Pirate Party ISP sets sail in Sweden

The world's first pirate-run Internet service provider has been launched in Sweden.

The Swedish Pirate Party, which made the headlines in May after it stepped in to host file-sharing search engine The Pirate Bay, has now become co-owner of new broadband provider Pirate ISP, which promises subscribers privacy.

Piratepartiet made itself unpopular with record industry bosses when it rescued The Pirate Bay after its previous ISP's owner was threatened with jail. The party has used parliamentary legal immunity to run the site from inside the Swedish Parliament, right under fellow lawmakers' noses.
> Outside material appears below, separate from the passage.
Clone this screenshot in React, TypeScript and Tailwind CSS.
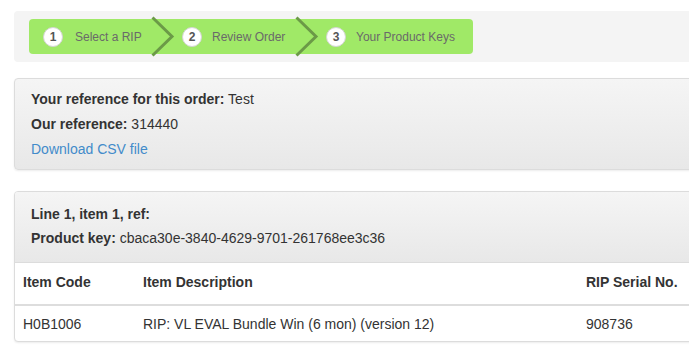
import React from "react";

function Chevron() {
  return (
    <svg width="24" height="41" viewBox="0 0 24 41" className="-my-[3px] shrink-0 overflow-visible">
      <path d="M1.5 1.5 L21 20.5 L1.5 39.5" fill="none" stroke="#6b9a47" strokeWidth="3" strokeLinejoin="miter" />
    </svg>
  );
}

function Circle({ n }: { n: number }) {
  return (
    <div className="w-[20px] h-[20px] rounded-full bg-white border border-[#d4d4d4] flex items-center justify-center text-[12px] font-bold text-[#555] leading-none shrink-0">
      {n}
    </div>
  );
}

export default function App() {
  return (
    <div className="w-[689px] h-[351px] overflow-hidden bg-white" style={{ fontFamily: '"Liberation Sans", Arial, sans-serif' }}>
      <div className="w-[720px] pl-[14px] pt-[11px]">
        {/* stepper strip */}
        <div className="h-[51px] bg-[#f4f4f4] rounded-[4px] pt-[8px] pl-[15px]">
          <div className="w-[444px] h-[35px] bg-[#a0e967] rounded-[4px] flex items-center pl-[14px] text-[12px] text-[#6a6a6a]">
            <Circle n={1} />
            <span className="ml-[12px] w-[76px]">Select a RIP</span>
            <Chevron />
            <div className="ml-[7px]"><Circle n={2} /></div>
            <span className="ml-[10px] w-[83px]">Review Order</span>
            <Chevron />
            <div className="ml-[7px]"><Circle n={3} /></div>
            <span className="ml-[10px]">Your Product Keys</span>
          </div>
        </div>

        {/* panel 1 */}
        <div className="mt-[16px] border border-[#dcdcdc] rounded-[4px] bg-gradient-to-b from-[#f5f5f5] to-[#e8e8e8] shadow-[0_1px_2px_rgba(0,0,0,0.08)] pt-[10px] pb-[10px] pl-[16px] flex flex-col gap-[5px] text-[14px] leading-[20px] text-[#333]">
          <div><span className="font-bold">Your reference for this order:</span> Test</div>
          <div><span className="font-bold">Our reference:</span> 314440</div>
          <div className="text-[#428bca]">Download CSV file</div>
        </div>

        {/* panel 2 */}
        <div className="mt-[21px] border border-[#dcdcdc] rounded-[4px] bg-white shadow-[0_1px_2px_rgba(0,0,0,0.08)] text-[14px] leading-[20px] text-[#333] overflow-hidden">
          <div className="bg-gradient-to-b from-[#f5f5f5] to-[#e8e8e8] border-b border-[#dcdcdc] pt-[12px] pb-[14px] pl-[16px] flex flex-col gap-[4px]">
            <div className="font-bold">Line 1, item 1, ref:</div>
            <div><span className="font-bold">Product key:</span> cbaca30e-3840-4629-9701-261768ee3c36</div>
          </div>
          <div className="flex font-bold pt-[9px] pb-[12px] border-b-2 border-[#dddddd]">
            <div className="w-[120px] pl-[8px]">Item Code</div>
            <div className="w-[443px] pl-[8px]">Item Description</div>
            <div className="pl-[8px]">RIP Serial No.</div>
          </div>
          <div className="flex pt-[8px] pb-[7px]">
            <div className="w-[120px] pl-[8px]">H0B1006</div>
            <div className="w-[443px] pl-[8px]">RIP: VL EVAL Bundle Win (6 mon) (version 12)</div>
            <div className="pl-[8px]">908736</div>
          </div>
        </div>
      </div>
    </div>
  );
}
Explaining the party's launch of the Pirate ISP, the new service provider's CEO, Gustav Nipe, told news site TorrentFreak: "If you see something and you think it's broken you build a patch and fix it. With that as a reference point we are launching an ISP. This is one way to tackle the big brother society."

"The Pirate ISP is needed in different ways," Nipe went on. "One is to compete with other ISPs, let them fight more for our Internet. If they don't behave there will always be someone else taking their share."

Pirate ISP plans to safeguard subscribers' anonymity using technology from ViaEuropa, creator of the iPredator anonymity service.

Already, the Pirate ISP looks set on a collision course with Swedish authorities, declaring that it will refuse to maintain logs of its users.

The broadband service began yesterday with beta testing by around 100 members of housing association LKF in the city of Lund, and plans to begin rolling out across Sweden by the end of the summer.